To survive economically, ethanol plants depend on sales of distillers
grains, solid material left over from corn fermentation. Distillers
grains are a nutritious, high-protein livestock feed. But they can be
laced with multiple antibiotics, the FDA and University of Minnesota
scientists have found.

Addition of antibiotics is one of several methods ethanol
manufacturers use to control bacterial contamination. Bacteria
interfere with the work of yeast cultures that convert sugars to
ethanol. Antibiotics can increase ethanol output by 1 to 5 percent,
according to Ethanol Producer magazine.

That sounds small, but that extra efficiency could boost profits by
many millions of dollars as national production is scaled up from its
current 9 billion gallons per year.

The discovery of antibiotics in distillers grains has raised concern
that ethanol plants could breed and disperse drug-resistant bacteria,
and that those bugs could share their genes with bacterial species
that cause human diseases. Sampling by university and industry
researchers has turned up antibiotic-resistant bacteria in the
processing streams of ethanol plants.

This case of pharmaceutical contamination comes on top of a
half-century of over-prescribing antibiotics for medical and
veterinary use, along with routine feeding of the drugs to healthy
livestock to promote growth. Nature's predictable response: bacterial
populations that can no longer be killed by drugs that were once used
to treat them. Now, of 90,000 Americans who die of bacterial
infections each year, more than 60,000 are killed by such
drug-resistant types, according to the Centers for Disease Control.

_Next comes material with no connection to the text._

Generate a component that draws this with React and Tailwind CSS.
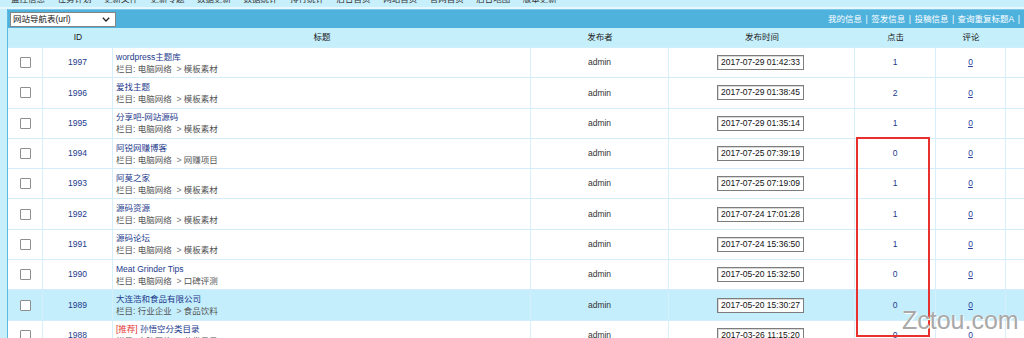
import React from 'react';

const navItems = ['监控信息', '任务计划', '更新文件', '更新专题', '数据更新', '数据统计', '排行统计', '后台首页', '网站首页', '官网首页', '后台地图', '版本更新'];

const rows = [
  { id: 1997, title: 'wordpress主题库', cat: '电脑网络', sub: '模板素材', time: '2017-07-29 01:42:33', hits: 1 },
  { id: 1996, title: '爱找主题', cat: '电脑网络', sub: '模板素材', time: '2017-07-29 01:38:45', hits: 2 },
  { id: 1995, title: '分享吧-网站源码', cat: '电脑网络', sub: '模板素材', time: '2017-07-29 01:35:14', hits: 1 },
  { id: 1994, title: '阿锐网赚博客', cat: '电脑网络', sub: '网赚项目', time: '2017-07-25 07:39:19', hits: 0 },
  { id: 1993, title: '阿莫之家', cat: '电脑网络', sub: '模板素材', time: '2017-07-25 07:19:09', hits: 1 },
  { id: 1992, title: '源码资源', cat: '电脑网络', sub: '模板素材', time: '2017-07-24 17:01:28', hits: 1 },
  { id: 1991, title: '源码论坛', cat: '电脑网络', sub: '模板素材', time: '2017-07-24 15:36:50', hits: 1 },
  { id: 1990, title: 'Meat Grinder Tips', cat: '电脑网络', sub: '口碑评测', time: '2017-05-20 15:32:50', hits: 0 },
  { id: 1989, title: '大连浩和食品有限公司', cat: '行业企业', sub: '食品饮料', time: '2017-05-20 15:30:27', hits: 0, active: true },
  { id: 1988, title: '孙悟空分类目录', cat: '电脑网络', sub: '分类目录', time: '2017-03-26 11:15:20', hits: 0, hot: true },
];

const cols = 'grid grid-cols-[35px_70px_418px_138px_186px_81px_70px_60px]';
const cell = 'border-r border-[#d6effa] flex items-center';

function Row({ r }) {
  return (
    <div className={`${cols} h-[30.3px] border-b border-[#d3eefa] ${r.active ? 'bg-[#c4eefb]' : 'bg-white'}`}>
      <div className={`${cell} justify-center`}>
        <div className="w-[11px] h-[11px] border border-[#8e8e8e] bg-white rounded-[1px] ml-[1px]" />
      </div>
      <div className={`${cell} justify-center text-[#23398c]`}>{r.id}</div>
      <div className={`${cell} pl-[3px]`}>
        <div className="leading-[12px]">
          <div className="text-[#1d3a8c]">
            {r.hot && <span className="text-[#e3332f]">[推荐] </span>}
            {r.title}
          </div>
          <div className="text-[#555]">
            栏目: {r.cat} <span className="text-[#777]">&nbsp;&gt;</span> {r.sub}
          </div>
        </div>
      </div>
      <div className={`${cell} justify-center text-[#333]`}>admin</div>
      <div className={`${cell} justify-center`}>
        <div className="h-[15px] px-[3px] border border-[#7d7d7d] bg-white text-[#111] leading-[13px] shadow-[inset_1px_1px_0_#d8d8d8] ml-[-2px]">
          {r.time}
        </div>
      </div>
      <div className={`${cell} justify-center text-[#23398c]`}>{r.hits}</div>
      <div className={`${cell} justify-center text-[#2a3f9a] underline`}>0</div>
      <div className={cell} />
    </div>
  );
}

export default function App() {
  return (
    <div
      className="relative w-[1024px] h-[338px] overflow-hidden bg-[#c8effc] text-[8.5px]"
      style={{ fontFamily: '"Liberation Sans", "Noto Sans CJK SC", sans-serif' }}
    >
      {/* top menu, mostly scrolled off */}
      <div className="h-[7px] overflow-hidden">
        <div className="flex gap-[12.5px] pl-[11px] mt-[-7px] text-[#333] leading-[12px]">
          {navItems.map(n => (
            <span key={n}>{n}</span>
          ))}
        </div>
      </div>
      <div className="h-[2px] bg-[#e6f8fe]" />

      <div className="flex">
        <div className="w-[7px] shrink-0" />
        <div className="border-l border-[#5cb9e2] w-[1017px] shrink-0">
          {/* toolbar */}
          <div className="h-[19px] bg-[#4eb2dd] border-t border-[#7cc8ea] flex items-center justify-between pl-[2px] pr-[4px]">
            <div className="w-[106px] h-[15px] bg-white border border-[#858585] flex items-center justify-between pl-[2px] pr-[5px] text-[#111]">
              <span>网站导航表(url)</span>
              <svg width="8" height="5" viewBox="0 0 8 5">
                <path d="M0.8 0.8 L4 4 L7.2 0.8" stroke="#222" strokeWidth="1.3" fill="none" />
              </svg>
            </div>
            <div className="text-white flex gap-[3.5px]">
              <span>我的信息</span><span>|</span>
              <span>签发信息</span><span>|</span>
              <span>投稿信息</span><span>|</span>
              <span>查询重复标题A</span><span>|</span>
            </div>
          </div>

          {/* header */}
          <div className={`${cols} h-[20px] bg-[#c6effc] text-[#222] border-b border-[#d0eefa]`}>
            <div />
            <div className="flex items-center justify-center">ID</div>
            <div className="flex items-center justify-center">标题</div>
            <div className="flex items-center justify-center">发布者</div>
            <div className="flex items-center justify-center">发布时间</div>
            <div className="flex items-center justify-center">点击</div>
            <div className="flex items-center justify-center">评论</div>
            <div />
          </div>

          {rows.map(r => (
            <Row key={r.id} r={r} />
          ))}
        </div>
      </div>

      {/* annotation box */}
      <div className="absolute left-[856px] top-[137px] w-[74px] h-[200px] border-2 border-[#e8312f]" />

      {/* watermark */}
      <div
        className="absolute left-[902px] top-[308px] text-[25px] leading-none text-[#a9a9a9]"
        style={{ textShadow: '0 0 1px #fff, 1px 1px 0 #fff' }}
      >
        Zctou.com
      </div>
    </div>
  );
}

The ethanol industry says that one widely used drug, virginiamycin,
doesn't show up in meat produced with distillers grains, so we need
not worry about the food supply. But such assurances take the
narrowest possible view of the threat.

Johns Hopkins University researchers argued in 2008 that public health
officials have also taken a narrow approach to antibiotic resistance,
thinking clinically "rather than ecologically in terms of reservoirs
of resistance genes that may flow across the microbial ecosystem." Use
of the drugs in agriculture is more widespread than in medicine, and,
they contend, creates excellent conditions for the spread of resistant
organisms.

In fact, it's already happening, with germs borne via manure, air,
groundwater, soil, flies and irrigation water.

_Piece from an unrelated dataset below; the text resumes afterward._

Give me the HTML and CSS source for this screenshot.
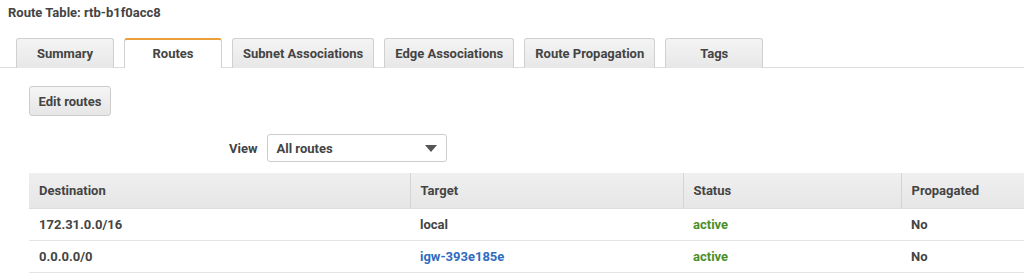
FILE: index.html
```html
<!DOCTYPE html>
<html lang="en">
<head>
  <meta charset="UTF-8">
  <title>Route Table</title>
  <link rel="stylesheet" href="styles.css">
</head>
<body>
  <div class="rt-title">Route Table: rtb-b1f0acc8</div>
  <div class="rt-tabs">
    <div class="rt-tab">Summary</div>
    <div class="rt-tab active">Routes</div>
    <div class="rt-tab">Subnet Associations</div>
    <div class="rt-tab">Edge Associations</div>
    <div class="rt-tab">Route Propagation</div>
    <div class="rt-tab">Tags</div>
  </div>
  <div class="rt-content">
    <button class="btn-edit" type="button">Edit routes</button>
    <div class="rt-view">
      <label for="view-select">View</label>
      <div class="rt-select" id="view-select">
        <span>All routes</span>
        <svg width="12" height="7" viewBox="0 0 12 7"><path d="M0 0h12L6 7z" fill="#555"/></svg>
      </div>
    </div>
    <table class="rt-table">
      <colgroup>
        <col class="c-dest"><col class="c-target"><col class="c-status"><col>
      </colgroup>
      <thead>
        <tr>
          <th>Destination</th>
          <th>Target</th>
          <th>Status</th>
          <th>Propagated</th>
        </tr>
      </thead>
      <tbody>
        <tr>
          <td>172.31.0.0/16</td>
          <td>local</td>
          <td class="st-active">active</td>
          <td>No</td>
        </tr>
        <tr>
          <td>0.0.0.0/0</td>
          <td><a class="rt-link" href="#">igw-393e185e</a></td>
          <td class="st-active">active</td>
          <td>No</td>
        </tr>
      </tbody>
    </table>
  </div>
</body>
</html>
```

FILE: styles.css
```css
body { margin: 0; font-family: Roboto, "Liberation Sans", Arial, sans-serif; font-size: 13px; font-weight: bold; color: #444; background: #fff; }
.rt-title { padding: 4px 8px 0; height: 18px; line-height: 18px; }
.rt-tabs { display: flex; gap: 10px; margin-top: 16px; padding-left: 16px; border-bottom: 1px solid #ddd; height: 29px; }
.rt-tab { box-sizing: border-box; min-width: 98px; height: 30px; padding: 0 10px; text-align: center; line-height: 30px; background: linear-gradient(#f4f4f4, #e7e7e7); border: 1px solid #d0d0d0; border-bottom: none; border-radius: 3px 3px 0 0; }
.rt-tab.active { background: #fff; border-top: 2px solid #eb9f3a; line-height: 28px; }
.rt-content { padding: 18px 0 0 29px; }
.btn-edit { display: block; box-sizing: border-box; width: 82px; height: 30px; padding: 0; font: inherit; color: #444; background: linear-gradient(#f5f5f5, #e6e6e6); border: 1px solid #ccc; border-radius: 3px; }
.rt-view { display: flex; align-items: center; gap: 9px; margin: 18px 0 0 200px; }
.rt-select { box-sizing: border-box; width: 180px; height: 28px; display: flex; align-items: center; justify-content: space-between; padding: 0 9px 0 9px; border: 1px solid #ccc; border-radius: 3px; background: #fff; }
.rt-table { width: calc(100% + 10px); border-collapse: collapse; margin-top: 11px; table-layout: fixed; }
.c-dest { width: 381px; }
.c-target { width: 273px; }
.c-status { width: 218px; }
.rt-table th { height: 35px; padding: 0 10px; text-align: left; background: linear-gradient(#efefef, #e6e6e6); border-bottom: 1px solid #ddd; }
.rt-table th + th { border-left: 1px solid #d4d4d4; }
.rt-table td { height: 31px; padding: 0 10px; border-bottom: 1px solid #e4e4e4; }
.st-active { color: #4a8f2c; }
.rt-link { color: #2f6bbf; text-decoration: none; }
```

The Johns Hopkins review concluded that overuse of antibiotics in
agriculture "has compromised the efficacy of most antimicrobials used
in the United States and throughout the world."

Distillers grains are set to move beyond the feedlot, having been
tested as fertilizer on farms, lawns and gardens, and as feed in fish
and shrimp farming. The pet food industry also is starting to use
distillers grains, and we don't know what evolutionary mischief might
start going on in the feces of dogs, which harbor an especially rich
range of bacterial species.

Meanwhile, methods being developed to manufacture new biofuels also
depend on biological processes. If and when fuels from algae or
cellulose are taken to the billions-of-gallons scale, vast new
quantities of antibiotics could be deployed.

Ethanol can be manufactured without using antibiotics -- just ask the
liquor distillers -- so all such drugs should be banned from biofuel
production.

In fact, ethanol's drug problem is just the latest of many reasons to
impose a moratorium on production of fuels from grains. If industry
cannot supply sufficient quantities of alternative fuels without
risking an even deeper medical crisis, it might just be another sign
that our thirst for vehicle fuel has outgrown all ecological limits.